_TASK REQUIREMENTS:_ All the data must come back unchanged, except that pictures are left out.

_DATA BLOCK:_
☆ ☆ ☆ ☆ ☆ ☆ ☆

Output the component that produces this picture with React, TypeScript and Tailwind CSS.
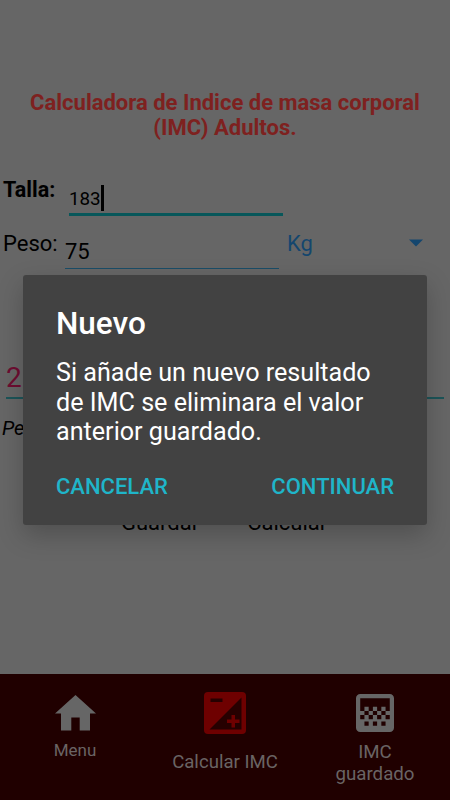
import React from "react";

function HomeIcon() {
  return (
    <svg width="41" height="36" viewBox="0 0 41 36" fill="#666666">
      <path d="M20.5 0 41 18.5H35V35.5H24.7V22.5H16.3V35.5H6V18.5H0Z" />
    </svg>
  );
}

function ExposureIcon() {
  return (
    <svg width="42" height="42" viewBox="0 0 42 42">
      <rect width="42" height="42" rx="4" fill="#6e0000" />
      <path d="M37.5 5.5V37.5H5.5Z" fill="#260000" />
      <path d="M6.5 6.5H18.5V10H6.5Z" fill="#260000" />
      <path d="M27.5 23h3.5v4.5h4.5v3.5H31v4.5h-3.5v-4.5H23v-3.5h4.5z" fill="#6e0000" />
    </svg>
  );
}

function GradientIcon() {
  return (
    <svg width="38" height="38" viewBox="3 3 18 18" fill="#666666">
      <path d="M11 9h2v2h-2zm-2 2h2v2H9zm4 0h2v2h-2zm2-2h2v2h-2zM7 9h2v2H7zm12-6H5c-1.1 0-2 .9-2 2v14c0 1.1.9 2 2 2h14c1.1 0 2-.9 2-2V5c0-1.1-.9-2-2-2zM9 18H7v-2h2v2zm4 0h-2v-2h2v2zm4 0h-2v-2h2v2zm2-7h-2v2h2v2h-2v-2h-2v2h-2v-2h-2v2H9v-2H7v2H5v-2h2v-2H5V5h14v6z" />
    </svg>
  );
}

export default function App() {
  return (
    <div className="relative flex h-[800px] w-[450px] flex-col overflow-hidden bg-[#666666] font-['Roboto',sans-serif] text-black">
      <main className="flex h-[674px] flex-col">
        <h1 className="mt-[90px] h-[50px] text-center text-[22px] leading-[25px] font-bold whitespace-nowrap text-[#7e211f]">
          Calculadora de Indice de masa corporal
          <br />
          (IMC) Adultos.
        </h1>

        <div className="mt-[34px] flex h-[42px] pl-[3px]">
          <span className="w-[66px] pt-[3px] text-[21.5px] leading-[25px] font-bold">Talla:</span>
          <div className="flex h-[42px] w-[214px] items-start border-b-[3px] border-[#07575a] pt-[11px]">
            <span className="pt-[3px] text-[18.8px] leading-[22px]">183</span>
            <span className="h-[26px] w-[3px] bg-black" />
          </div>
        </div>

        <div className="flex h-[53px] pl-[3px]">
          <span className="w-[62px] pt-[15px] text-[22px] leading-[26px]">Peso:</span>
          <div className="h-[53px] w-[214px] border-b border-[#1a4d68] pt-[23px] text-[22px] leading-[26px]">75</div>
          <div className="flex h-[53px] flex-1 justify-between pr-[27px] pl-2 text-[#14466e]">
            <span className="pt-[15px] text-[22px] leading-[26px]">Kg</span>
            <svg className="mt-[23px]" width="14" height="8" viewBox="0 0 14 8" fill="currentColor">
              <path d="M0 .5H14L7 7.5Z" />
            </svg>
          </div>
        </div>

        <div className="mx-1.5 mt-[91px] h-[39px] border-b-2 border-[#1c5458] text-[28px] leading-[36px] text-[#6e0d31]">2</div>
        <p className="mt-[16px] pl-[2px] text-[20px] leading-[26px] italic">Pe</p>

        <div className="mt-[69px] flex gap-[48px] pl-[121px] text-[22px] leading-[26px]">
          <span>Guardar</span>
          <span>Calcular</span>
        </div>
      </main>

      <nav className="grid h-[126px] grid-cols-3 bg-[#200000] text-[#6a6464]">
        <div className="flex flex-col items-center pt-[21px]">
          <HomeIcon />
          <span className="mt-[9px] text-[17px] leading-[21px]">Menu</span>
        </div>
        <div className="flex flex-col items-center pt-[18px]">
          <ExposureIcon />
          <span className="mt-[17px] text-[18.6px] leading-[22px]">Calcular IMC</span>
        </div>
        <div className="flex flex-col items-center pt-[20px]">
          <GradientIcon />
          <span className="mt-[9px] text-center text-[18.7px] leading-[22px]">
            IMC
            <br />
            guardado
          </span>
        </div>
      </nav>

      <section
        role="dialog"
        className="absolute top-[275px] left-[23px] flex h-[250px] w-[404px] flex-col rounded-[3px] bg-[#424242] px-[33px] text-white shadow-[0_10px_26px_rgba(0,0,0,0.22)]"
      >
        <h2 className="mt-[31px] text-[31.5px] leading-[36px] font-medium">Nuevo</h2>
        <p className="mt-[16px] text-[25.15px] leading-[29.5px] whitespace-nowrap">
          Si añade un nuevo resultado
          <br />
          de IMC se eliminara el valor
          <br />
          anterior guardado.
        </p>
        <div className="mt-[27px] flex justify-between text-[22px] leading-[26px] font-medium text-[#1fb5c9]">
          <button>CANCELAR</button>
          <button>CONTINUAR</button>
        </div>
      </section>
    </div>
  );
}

☆ ☆ ☆ ☆ ☆ ☆ ☆

_EXPECTED ANSWER:_
Output the component that produces this picture with React, TypeScript and Tailwind CSS.
import React from "react";

function HomeIcon() {
  return (
    <svg width="41" height="36" viewBox="0 0 41 36" fill="#666666">
      <path d="M20.5 0 41 18.5H35V35.5H24.7V22.5H16.3V35.5H6V18.5H0Z" />
    </svg>
  );
}

function ExposureIcon() {
  return (
    <svg width="42" height="42" viewBox="0 0 42 42">
      <rect width="42" height="42" rx="4" fill="#6e0000" />
      <path d="M37.5 5.5V37.5H5.5Z" fill="#260000" />
      <path d="M6.5 6.5H18.5V10H6.5Z" fill="#260000" />
      <path d="M27.5 23h3.5v4.5h4.5v3.5H31v4.5h-3.5v-4.5H23v-3.5h4.5z" fill="#6e0000" />
    </svg>
  );
}

function GradientIcon() {
  return (
    <svg width="38" height="38" viewBox="3 3 18 18" fill="#666666">
      <path d="M11 9h2v2h-2zm-2 2h2v2H9zm4 0h2v2h-2zm2-2h2v2h-2zM7 9h2v2H7zm12-6H5c-1.1 0-2 .9-2 2v14c0 1.1.9 2 2 2h14c1.1 0 2-.9 2-2V5c0-1.1-.9-2-2-2zM9 18H7v-2h2v2zm4 0h-2v-2h2v2zm4 0h-2v-2h2v2zm2-7h-2v2h2v2h-2v-2h-2v2h-2v-2h-2v2H9v-2H7v2H5v-2h2v-2H5V5h14v6z" />
    </svg>
  );
}

export default function App() {
  return (
    <div className="relative flex h-[800px] w-[450px] flex-col overflow-hidden bg-[#666666] font-['Roboto',sans-serif] text-black">
      <main className="flex h-[674px] flex-col">
        <h1 className="mt-[90px] h-[50px] text-center text-[22px] leading-[25px] font-bold whitespace-nowrap text-[#7e211f]">
          Calculadora de Indice de masa corporal
          <br />
          (IMC) Adultos.
        </h1>

        <div className="mt-[34px] flex h-[42px] pl-[3px]">
          <span className="w-[66px] pt-[3px] text-[21.5px] leading-[25px] font-bold">Talla:</span>
          <div className="flex h-[42px] w-[214px] items-start border-b-[3px] border-[#07575a] pt-[11px]">
            <span className="pt-[3px] text-[18.8px] leading-[22px]">183</span>
            <span className="h-[26px] w-[3px] bg-black" />
          </div>
        </div>

        <div className="flex h-[53px] pl-[3px]">
          <span className="w-[62px] pt-[15px] text-[22px] leading-[26px]">Peso:</span>
          <div className="h-[53px] w-[214px] border-b border-[#1a4d68] pt-[23px] text-[22px] leading-[26px]">75</div>
          <div className="flex h-[53px] flex-1 justify-between pr-[27px] pl-2 text-[#14466e]">
            <span className="pt-[15px] text-[22px] leading-[26px]">Kg</span>
            <svg className="mt-[23px]" width="14" height="8" viewBox="0 0 14 8" fill="currentColor">
              <path d="M0 .5H14L7 7.5Z" />
            </svg>
          </div>
        </div>

        <div className="mx-1.5 mt-[91px] h-[39px] border-b-2 border-[#1c5458] text-[28px] leading-[36px] text-[#6e0d31]">2</div>
        <p className="mt-[16px] pl-[2px] text-[20px] leading-[26px] italic">Pe</p>

        <div className="mt-[69px] flex gap-[48px] pl-[121px] text-[22px] leading-[26px]">
          <span>Guardar</span>
          <span>Calcular</span>
        </div>
      </main>

      <nav className="grid h-[126px] grid-cols-3 bg-[#200000] text-[#6a6464]">
        <div className="flex flex-col items-center pt-[21px]">
          <HomeIcon />
          <span className="mt-[9px] text-[17px] leading-[21px]">Menu</span>
        </div>
        <div className="flex flex-col items-center pt-[18px]">
          <ExposureIcon />
          <span className="mt-[17px] text-[18.6px] leading-[22px]">Calcular IMC</span>
        </div>
        <div className="flex flex-col items-center pt-[20px]">
          <GradientIcon />
          <span className="mt-[9px] text-center text-[18.7px] leading-[22px]">
            IMC
            <br />
            guardado
          </span>
        </div>
      </nav>

      <section
        role="dialog"
        className="absolute top-[275px] left-[23px] flex h-[250px] w-[404px] flex-col rounded-[3px] bg-[#424242] px-[33px] text-white shadow-[0_10px_26px_rgba(0,0,0,0.22)]"
      >
        <h2 className="mt-[31px] text-[31.5px] leading-[36px] font-medium">Nuevo</h2>
        <p className="mt-[16px] text-[25.15px] leading-[29.5px] whitespace-nowrap">
          Si añade un nuevo resultado
          <br />
          de IMC se eliminara el valor
          <br />
          anterior guardado.
        </p>
        <div className="mt-[27px] flex justify-between text-[22px] leading-[26px] font-medium text-[#1fb5c9]">
          <button>CANCELAR</button>
          <button>CONTINUAR</button>
        </div>
      </section>
    </div>
  );
}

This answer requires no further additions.